The focus of the story is on what’s been called the 1968 “DMZ War” or sometimes the “Second Korean War.” Klein says all the characters are based on people he served with or met during his twenty-one months in Korea.

Four thousand American troops found themselves stationed near the DMZ a fifteen years after the Korean War ended in a stalemate. These men were considered neither the best nor the worst of what America had to offer. It was commonly believed that the best troops at the time were serving in Vietnam. But so, it was believed, were our worst troops because of Secretary of Defense McNamara’s lowering of the mental standards to fill out numbers for the war in Vietnam.

Plus, the West Point graduates serving as officers in Korea were rumored to have graduated in the bottom third of their class. As if that wasn’t enough, it seemed that the equipment sent to Korea was all “antiquated junk” because the good stuff was going to Vietnam.

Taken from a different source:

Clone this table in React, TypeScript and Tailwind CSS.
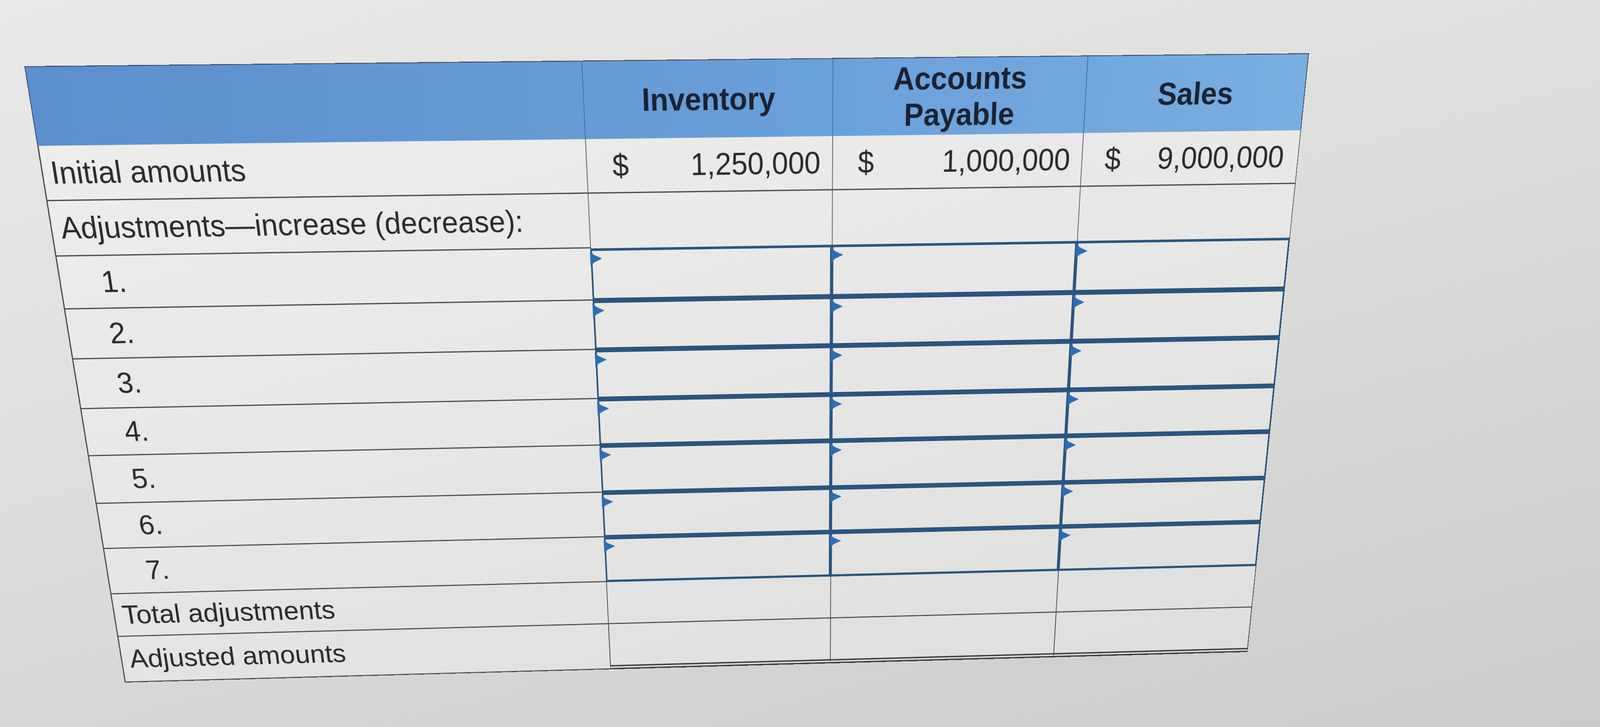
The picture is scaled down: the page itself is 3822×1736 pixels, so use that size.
import React from "react";

const font = "font-['Liberation_Sans',Arial,Helvetica,sans-serif]";

function Marker() {
  return (
    <svg
      className="absolute -left-[5px] top-0 w-[30px] h-[36px]"
      viewBox="0 0 30 36"
      aria-hidden="true"
    >
      <path d="M0 0 L9 9 L29 18 L9 27 L0 36 Z" fill="#2f6db2" />
    </svg>
  );
}

function InputCell() {
  return (
    <div className="relative border-y-[6px] border-x-[4px] border-[#29557f]">
      <Marker />
    </div>
  );
}

const labelBase =
  "flex items-center border-l-[3px] border-b-[3px] border-[#4f4f56] text-[70px] text-[#2a2a2f] whitespace-nowrap";

export default function App() {
  const items = ["1.", "2.", "3.", "4.", "5.", "6.", "7."];
  return (
    <div
      className={`w-[3822px] h-[1736px] overflow-hidden bg-[linear-gradient(165deg,#e9e9e7_0%,#dddedc_45%,#cbcccA_100%)] ${font}`}
    >
      <div className="w-[3000px] h-[1500px] origin-top-left [transform:matrix3d(1.0614,-0.008773,0,0.00001228,0.189067,1.140327,0,0.00009754,0,0,1,0,58,158,0,1)]">
        <div className="grid grid-cols-[1274px_588px_605px_533px] grid-rows-[172px_123px_126px_123px_119px_121px_117px_121px_117px_120px_115px_126px] bg-white/30">
          {/* Header */}
          <div className="col-span-4 grid grid-cols-[1274px_588px_605px_533px] bg-[linear-gradient(90deg,#5b8fcd_0%,#6aa0d9_60%,#79aee1_100%)] border-t-2 border-[#42526e] text-[70px] leading-[80px] font-bold text-[#1b2233]">
            <div className="border-l-2 border-[#42526e]" />
            <div className="flex items-center justify-center text-center border-l-2 border-[#4d72a0]">
              Inventory
            </div>
            <div className="flex items-center justify-center text-center border-l-2 border-[#4d72a0]">
              Accounts
              <br />
              Payable
            </div>
            <div className="flex items-center justify-center text-center border-l-2 border-r-2 border-l-[#4d72a0] border-r-[#42526e]">
              Sales
            </div>
          </div>

          {/* Initial amounts */}
          <div className={`${labelBase} pl-[18px]`}>Initial amounts</div>
          <div className="flex items-center justify-between pl-[60px] pr-[28px] border-l-2 border-l-[#6a6a70] border-b-[3px] border-b-[#4f4f56] text-[70px] text-[#2a2a2f]">
            <span>$</span>
            <span>1,250,000</span>
          </div>
          <div className="flex items-center justify-between pl-[60px] pr-[28px] border-l-2 border-l-[#6a6a70] border-b-[3px] border-b-[#4f4f56] text-[70px] text-[#2a2a2f]">
            <span>$</span>
            <span>1,000,000</span>
          </div>
          <div className="flex items-center justify-between pl-[55px] pr-[34px] border-l-2 border-r-2 border-l-[#6a6a70] border-r-[#6a6a70] border-b-[3px] border-b-[#4f4f56] text-[70px] text-[#2a2a2f]">
            <span>$</span>
            <span>9,000,000</span>
          </div>

          {/* Adjustments heading */}
          <div className={`${labelBase} pl-[20px]`}>
            Adjustments—increase (decrease):
          </div>
          <div className="border-l-2 border-[#6a6a70]" />
          <div className="border-l-2 border-[#6a6a70]" />
          <div className="border-l-2 border-r-2 border-[#6a6a70]" />

          {/* Adjustment rows */}
          {items.map((n) => (
            <React.Fragment key={n}>
              <div className={`${labelBase} pl-[96px]`}>{n}</div>
              <InputCell />
              <InputCell />
              <InputCell />
            </React.Fragment>
          ))}

          {/* Total adjustments */}
          <div className={`${labelBase} pl-[19px]`}>Total adjustments</div>
          <div className="border-l-2 border-b-[3px] border-[#4f4f56]" />
          <div className="border-l-2 border-b-[3px] border-[#4f4f56]" />
          <div className="border-l-2 border-b-[3px] border-r-2 border-[#4f4f56]" />

          {/* Adjusted amounts */}
          <div className={`${labelBase} pl-[19px]`}>Adjusted amounts</div>
          <div className="border-l-2 border-b-[12px] border-double border-[#3f3f46]" />
          <div className="border-l-2 border-b-[12px] border-double border-[#3f3f46]" />
          <div className="border-l-2 border-r-2 border-b-[12px] border-double border-[#3f3f46]" />
        </div>
      </div>
    </div>
  );
}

Assuming this is basically true, that left a Second Infantry Division with average troops and questionable equipment and a second-rate officer corps to face the North Korean Army, the fourth largest in the world, which was hell bent on invading South Korea.

With North Korea’s seizure of the U.S.S. Pueblo in January 1968, Americans along the DMZ went from their usual “state of high lollygag,” as Klein puts it, to preparing for a war that “could start anytime. Clerks, mechanics, medics and cooks were now infantry soldiers.” There were firefights up and down the line and the extremely lethal North Korean commandos were known to sometimes cross surreptitiously into the South.

Students in South Korea began marching in protest—not against the possibility of war with the North, though. They were in favor of a war in order to unite North and South Korea.

Washington did not want to fight another war while engaged in Vietnam so the Army’s job was to control things so they didn’t develop into a big news story. Yet there also was talk of the possible use of nuclear weapons. While this didn’t become a major war, it was certainly war enough for the American troops on the ground.

“Once you are north of the fence long enough, you are out on the line in your head all the rest of your days,” was a commonly expressed thought.

A phrase heard in writers’ circles is if you can’t find the book you want to read, then write it. That’s what Klein has done, maintaining that the Vietnam War “should not be the only story told of our generation.” The 1968 face-off with North Korea was a “victory,” as opposed to our defeat in Vietnam, which, he says, “forever brands us as a bunch of losers.”

This is an interesting look at a story in danger of being lost in the mists of history.